The Science of Separation

Surface Area: The Working Engine of Adsorption Media

One gram of activated carbon has more surface area than a tennis court. That number has a precise meaning with direct implications for how you size a system, calculate capacity, and interpret a spec sheet.

Carbon Chemistry 7 min

What BET surface area actually measures

In 1938, Brunauer, Emmett, and Teller published a method for determining the surface area of porous solids by measuring how much gas adsorbs onto the material at controlled temperatures and pressures.1 The BET method — named for its authors — became the standard characterization technique for porous materials and remains so today. When a spec sheet lists “surface area: 1,200 m²/g,” it’s BET surface area.

The measurement works by exposing a degassed sample to nitrogen gas at liquid nitrogen temperature (77 K). As pressure increases, nitrogen adsorbs onto the solid surface in an increasingly complete monolayer, then in multilayers. The BET model fits the adsorption isotherm to extract total surface area. The result reflects every accessible surface inside the material — including interior pore walls, which account for the vast majority of surface area in porous adsorbents.

For a smooth, non-porous sphere, surface area scales geometrically with diameter. For a porous solid, the interior surface area dominates by orders of magnitude. A gram of activated carbon — a small amount you could hold in your hand — has BET surface area between 500 and 3,000 m²/g, depending on the carbon type and activation conditions.2 A standard tennis court is approximately 260 m². One gram of activated carbon contains the equivalent of 2 to 11 tennis courts of adsorbent surface.

This is not a marketing number. It’s the direct explanation for why gram-scale quantities of porous media can treat thousands of liters of contaminated water.

How porous materials create interior surface area

The interior surface area in porous adsorbents comes from a network of channels, cavities, and voids running through the material. IUPAC classifies these by width:34

Macropores (>50 nm): The widest channels — functionally, the transport highways of the pore network. Molecules diffuse through macropores to reach the interior. Macropores contribute relatively little to total surface area because wide channels have less wall area per unit volume than narrow ones. Their function is access, not capacity.

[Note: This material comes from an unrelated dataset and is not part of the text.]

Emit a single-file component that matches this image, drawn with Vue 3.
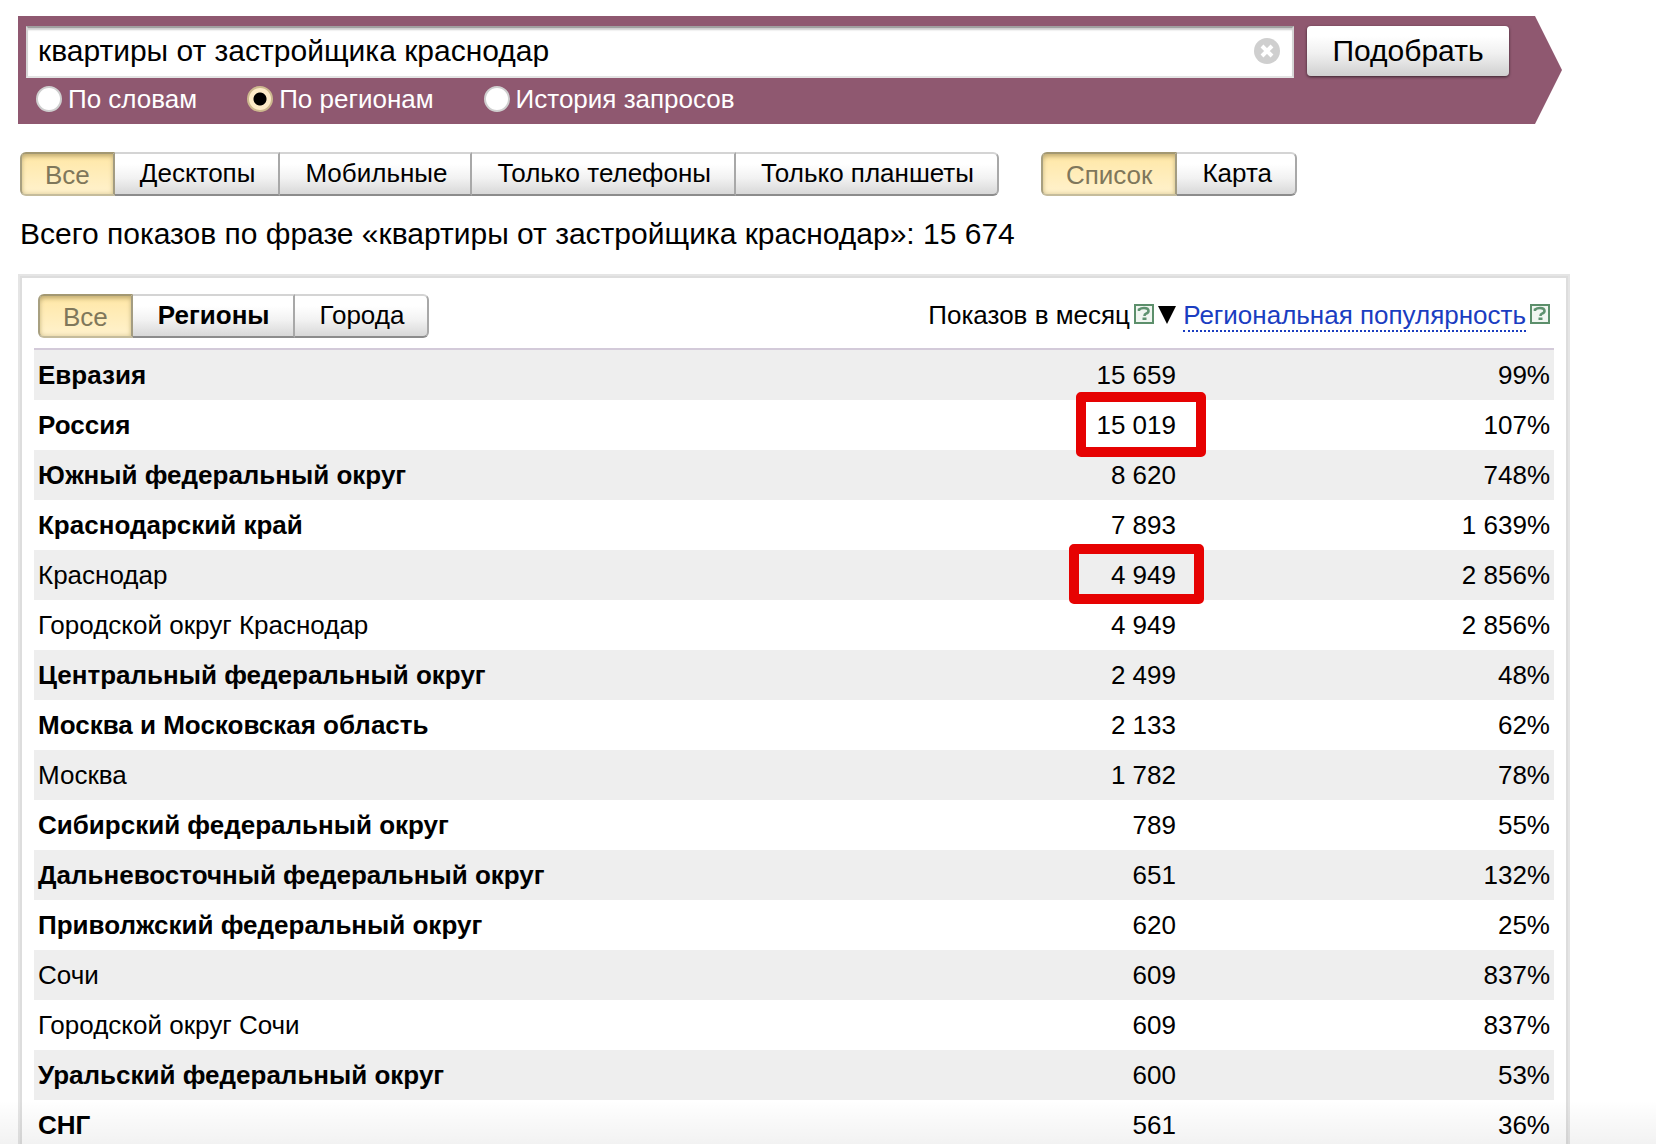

Mesopores (2–50 nm): The primary working zone for most liquid-phase adsorption of dissolved contaminants. Wide enough for most dissolved organic molecules to enter and reach active surface sites. Mesopores contribute significantly to total surface area and are the dominant adsorption region for larger organic molecules — color bodies, many PFAS compounds, pesticides.

Micropores (<2 nm): Where most of the surface area lives. The dense network of micropores in a high-performance activated carbon accounts for the majority of its BET surface area. Micropores are effective for small dissolved molecules — PFAS compounds including short-chain variants, volatile organics, taste and odor compounds — but physically inaccessible to larger molecules.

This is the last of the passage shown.